**Recorded data**.

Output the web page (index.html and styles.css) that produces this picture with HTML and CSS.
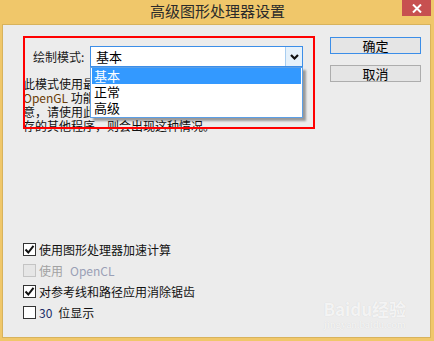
FILE: index.html
```html
<!DOCTYPE html>
<html>
<head>
    <link rel="stylesheet" href="styles.css">
</head>
<body>
    <div class="window">
        <div class="titlebar">
            <span></span>
            <div class="title">高级图形处理器设置</div>
            <div class="close-btn">
                <svg width="10" height="9" viewBox="0 0 10 9"><path d="M1 0.5 L9 8.5 M9 0.5 L1 8.5" stroke="#fff" stroke-width="2"/></svg>
            </div>
        </div>

        <div class="client">
            <div class="settings">
                <div class="mode-row">
                    <span class="mode-label">绘制模式:</span>
                    <div class="combo">
                        <span class="combo-value">基本</span>
                        <span class="combo-btn">
                            <svg width="9" height="6" viewBox="0 0 9 6"><path d="M1 1 L4.5 4.5 L8 1" stroke="#111" stroke-width="2.2" fill="none"/></svg>
                        </span>
                        <ul class="combo-list">
                            <li class="selected">基本</li>
                            <li>正常</li>
                            <li>高级</li>
                        </ul>
                    </div>
                </div>

                <div class="mode-desc">
                    <div>此模式使用最少的 GPU 显存，并启用最基本的</div>
                    <div><span class="latin">OpenGL</span> 功能。如果您遇到与显卡相关的问题或注</div>
                    <div>意，请使用此模式。如果您在运行占用 GPU 显</div>
                    <div>存的其他程序，则会出现这种情况。</div>
                </div>

                <div class="options">
                    <label class="option">
                        <span class="check checked"><svg width="11" height="11" viewBox="0 0 11 11"><path d="M1.5 5.5 L4.3 8.5 L9.5 1.8" stroke="#111" stroke-width="2" fill="none"/></svg></span>
                        使用图形处理器加速计算
                    </label>
                    <label class="option disabled">
                        <span class="check"></span>
                        使用 <span class="cl">OpenCL</span>
                    </label>
                    <label class="option">
                        <span class="check checked"><svg width="11" height="11" viewBox="0 0 11 11"><path d="M1.5 5.5 L4.3 8.5 L9.5 1.8" stroke="#111" stroke-width="2" fill="none"/></svg></span>
                        对参考线和路径应用消除锯齿
                    </label>
                    <label class="option">
                        <span class="check"></span>
                        <span class="num">30</span> 位显示
                    </label>
                </div>
            </div>

            <div class="actions">
                <div class="btn default">确定</div>
                <div class="btn">取消</div>
            </div>

            <!-- annotation frame -->
            <div class="highlight"></div>

            <div class="watermark">
                <div class="wm-logo">Baidu经验</div>
                <div class="wm-url">jingyan.baidu.com</div>
            </div>
        </div>
    </div>
</body>
</html>
```

FILE: styles.css
```css
body {
    margin: 0;
    font-family: "Noto Sans CJK SC", "Liberation Sans", sans-serif;
    font-size: 12px;
    color: #000;
}

.window {
    width: 434px;
    height: 341px;
    box-sizing: border-box;
    background: #f0c76a;
    padding: 0 3px 3px 2px;
    display: flex;
    flex-direction: column;
}

.titlebar {
    height: 24px;
    display: grid;
    grid-template-columns: 1fr auto 1fr;
    align-items: start;
}

.title {
    font-size: 15px;
    line-height: 22px;
    color: #2b2b2b;
    padding-left: 2px;
}

.close-btn {
    justify-self: end;
    width: 29px;
    height: 16px;
    background: #c75050;
    display: flex;
    align-items: center;
    justify-content: center;
}

.client {
    flex: 1;
    position: relative;
    display: flex;
    background: #ececec;
    border: 1px solid #d8b35c;
    padding: 0 9px 0 20px;
}

.settings {
    flex: 1;
}

.mode-row {
    display: flex;
    align-items: center;
    margin-top: 21px;
    padding-left: 10px;
}

.mode-label {
    width: 52px;
    margin-right: 5px;
    color: #1a1a1a;
}

.combo {
    position: relative;
    width: 213px;
    height: 21px;
    box-sizing: border-box;
    border: 1px solid #3c8ee8;
    background: #fff;
    display: flex;
}

.combo-value {
    flex: 1;
    padding-left: 5px;
    line-height: 19px;
    font-size: 13px;
}

.combo-btn {
    width: 16px;
    background: #e5f1fb;
    border-left: 1px solid #a8cdf0;
    display: flex;
    align-items: center;
    justify-content: center;
}

.combo-list {
    position: absolute;
    top: 20px;
    left: -1px;
    width: 213px;
    box-sizing: border-box;
    margin: 0;
    padding: 0 1px 1px;
    list-style: none;
    background: #fff;
    border: 1px solid #5c9fe6;
    box-shadow: 3px 3px 2px rgba(0, 0, 0, 0.35);
    z-index: 2;
}

.combo-list li {
    height: 16px;
    line-height: 16px;
    padding-left: 2px;
    font-size: 13px;
}

.combo-list li.selected {
    background: #3399ff;
    color: #fff;
}

.mode-desc {
    margin-top: 10px;
    line-height: 14px;
    white-space: nowrap;
    width: 270px;
    overflow: hidden;
    color: #111;
}

.latin {
    color: #6a3c08;
}

.options {
    margin-top: 106px;
}

.option {
    display: flex;
    align-items: center;
    height: 21px;
    gap: 3px;
    color: #111;
}

.check {
    width: 13px;
    height: 13px;
    box-sizing: border-box;
    border: 1px solid #333;
    background: #fff;
    display: flex;
    align-items: center;
    justify-content: center;
}

.option.disabled {
    color: #a2a2a2;
}

.option.disabled .check {
    border-color: #c4c4c4;
    background: #e6e6e6;
}

.cl {
    color: #9aa0b6;
    margin-left: 4px;
}

.num {
    color: #1b2c66;
    margin-right: 3px;
}

.actions {
    width: 91px;
    padding-top: 12px;
    display: flex;
    flex-direction: column;
    gap: 11px;
}

.btn {
    height: 17px;
    box-sizing: border-box;
    border: 1px solid #adadad;
    background: #e5e5e5;
    text-align: center;
    line-height: 15px;
    font-size: 13px;
}

.btn.default {
    border-color: #3c8ee8;
}

.highlight {
    position: absolute;
    left: 20px;
    top: 11px;
    width: 292px;
    height: 93px;
    box-sizing: border-box;
    border: 2px solid #ff0000;
    pointer-events: none;
    z-index: 3;
}

.watermark {
    position: absolute;
    right: 24px;
    bottom: 7px;
    text-align: center;
    color: rgba(255, 255, 255, 0.75);
    text-shadow: 0 0 1px rgba(0, 0, 0, 0.12);
}

.wm-logo {
    font-size: 17px;
    font-weight: bold;
    line-height: 18px;
}

.wm-url {
    font-family: "Liberation Serif", serif;
    font-size: 11px;
    line-height: 12px;
}
```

**Task requirements**. Give the data again exactly as written, with all pictures left out.

**Response to the exercise**.
Output the web page (index.html and styles.css) that produces this picture with HTML and CSS.
FILE: index.html
```html
<!DOCTYPE html>
<html>
<head>
    <link rel="stylesheet" href="styles.css">
</head>
<body>
    <div class="window">
        <div class="titlebar">
            <span></span>
            <div class="title">高级图形处理器设置</div>
            <div class="close-btn">
                <svg width="10" height="9" viewBox="0 0 10 9"><path d="M1 0.5 L9 8.5 M9 0.5 L1 8.5" stroke="#fff" stroke-width="2"/></svg>
            </div>
        </div>

        <div class="client">
            <div class="settings">
                <div class="mode-row">
                    <span class="mode-label">绘制模式:</span>
                    <div class="combo">
                        <span class="combo-value">基本</span>
                        <span class="combo-btn">
                            <svg width="9" height="6" viewBox="0 0 9 6"><path d="M1 1 L4.5 4.5 L8 1" stroke="#111" stroke-width="2.2" fill="none"/></svg>
                        </span>
                        <ul class="combo-list">
                            <li class="selected">基本</li>
                            <li>正常</li>
                            <li>高级</li>
                        </ul>
                    </div>
                </div>

                <div class="mode-desc">
                    <div>此模式使用最少的 GPU 显存，并启用最基本的</div>
                    <div><span class="latin">OpenGL</span> 功能。如果您遇到与显卡相关的问题或注</div>
                    <div>意，请使用此模式。如果您在运行占用 GPU 显</div>
                    <div>存的其他程序，则会出现这种情况。</div>
                </div>

                <div class="options">
                    <label class="option">
                        <span class="check checked"><svg width="11" height="11" viewBox="0 0 11 11"><path d="M1.5 5.5 L4.3 8.5 L9.5 1.8" stroke="#111" stroke-width="2" fill="none"/></svg></span>
                        使用图形处理器加速计算
                    </label>
                    <label class="option disabled">
                        <span class="check"></span>
                        使用 <span class="cl">OpenCL</span>
                    </label>
                    <label class="option">
                        <span class="check checked"><svg width="11" height="11" viewBox="0 0 11 11"><path d="M1.5 5.5 L4.3 8.5 L9.5 1.8" stroke="#111" stroke-width="2" fill="none"/></svg></span>
                        对参考线和路径应用消除锯齿
                    </label>
                    <label class="option">
                        <span class="check"></span>
                        <span class="num">30</span> 位显示
                    </label>
                </div>
            </div>

            <div class="actions">
                <div class="btn default">确定</div>
                <div class="btn">取消</div>
            </div>

            <!-- annotation frame -->
            <div class="highlight"></div>

            <div class="watermark">
                <div class="wm-logo">Baidu经验</div>
                <div class="wm-url">jingyan.baidu.com</div>
            </div>
        </div>
    </div>
</body>
</html>
```

FILE: styles.css
```css
body {
    margin: 0;
    font-family: "Noto Sans CJK SC", "Liberation Sans", sans-serif;
    font-size: 12px;
    color: #000;
}

.window {
    width: 434px;
    height: 341px;
    box-sizing: border-box;
    background: #f0c76a;
    padding: 0 3px 3px 2px;
    display: flex;
    flex-direction: column;
}

.titlebar {
    height: 24px;
    display: grid;
    grid-template-columns: 1fr auto 1fr;
    align-items: start;
}

.title {
    font-size: 15px;
    line-height: 22px;
    color: #2b2b2b;
    padding-left: 2px;
}

.close-btn {
    justify-self: end;
    width: 29px;
    height: 16px;
    background: #c75050;
    display: flex;
    align-items: center;
    justify-content: center;
}

.client {
    flex: 1;
    position: relative;
    display: flex;
    background: #ececec;
    border: 1px solid #d8b35c;
    padding: 0 9px 0 20px;
}

.settings {
    flex: 1;
}

.mode-row {
    display: flex;
    align-items: center;
    margin-top: 21px;
    padding-left: 10px;
}

.mode-label {
    width: 52px;
    margin-right: 5px;
    color: #1a1a1a;
}

.combo {
    position: relative;
    width: 213px;
    height: 21px;
    box-sizing: border-box;
    border: 1px solid #3c8ee8;
    background: #fff;
    display: flex;
}

.combo-value {
    flex: 1;
    padding-left: 5px;
    line-height: 19px;
    font-size: 13px;
}

.combo-btn {
    width: 16px;
    background: #e5f1fb;
    border-left: 1px solid #a8cdf0;
    display: flex;
    align-items: center;
    justify-content: center;
}

.combo-list {
    position: absolute;
    top: 20px;
    left: -1px;
    width: 213px;
    box-sizing: border-box;
    margin: 0;
    padding: 0 1px 1px;
    list-style: none;
    background: #fff;
    border: 1px solid #5c9fe6;
    box-shadow: 3px 3px 2px rgba(0, 0, 0, 0.35);
    z-index: 2;
}

.combo-list li {
    height: 16px;
    line-height: 16px;
    padding-left: 2px;
    font-size: 13px;
}

.combo-list li.selected {
    background: #3399ff;
    color: #fff;
}

.mode-desc {
    margin-top: 10px;
    line-height: 14px;
    white-space: nowrap;
    width: 270px;
    overflow: hidden;
    color: #111;
}

.latin {
    color: #6a3c08;
}

.options {
    margin-top: 106px;
}

.option {
    display: flex;
    align-items: center;
    height: 21px;
    gap: 3px;
    color: #111;
}

.check {
    width: 13px;
    height: 13px;
    box-sizing: border-box;
    border: 1px solid #333;
    background: #fff;
    display: flex;
    align-items: center;
    justify-content: center;
}

.option.disabled {
    color: #a2a2a2;
}

.option.disabled .check {
    border-color: #c4c4c4;
    background: #e6e6e6;
}

.cl {
    color: #9aa0b6;
    margin-left: 4px;
}

.num {
    color: #1b2c66;
    margin-right: 3px;
}

.actions {
    width: 91px;
    padding-top: 12px;
    display: flex;
    flex-direction: column;
    gap: 11px;
}

.btn {
    height: 17px;
    box-sizing: border-box;
    border: 1px solid #adadad;
    background: #e5e5e5;
    text-align: center;
    line-height: 15px;
    font-size: 13px;
}

.btn.default {
    border-color: #3c8ee8;
}

.highlight {
    position: absolute;
    left: 20px;
    top: 11px;
    width: 292px;
    height: 93px;
    box-sizing: border-box;
    border: 2px solid #ff0000;
    pointer-events: none;
    z-index: 3;
}

.watermark {
    position: absolute;
    right: 24px;
    bottom: 7px;
    text-align: center;
    color: rgba(255, 255, 255, 0.75);
    text-shadow: 0 0 1px rgba(0, 0, 0, 0.12);
}

.wm-logo {
    font-size: 17px;
    font-weight: bold;
    line-height: 18px;
}

.wm-url {
    font-family: "Liberation Serif", serif;
    font-size: 11px;
    line-height: 12px;
}
```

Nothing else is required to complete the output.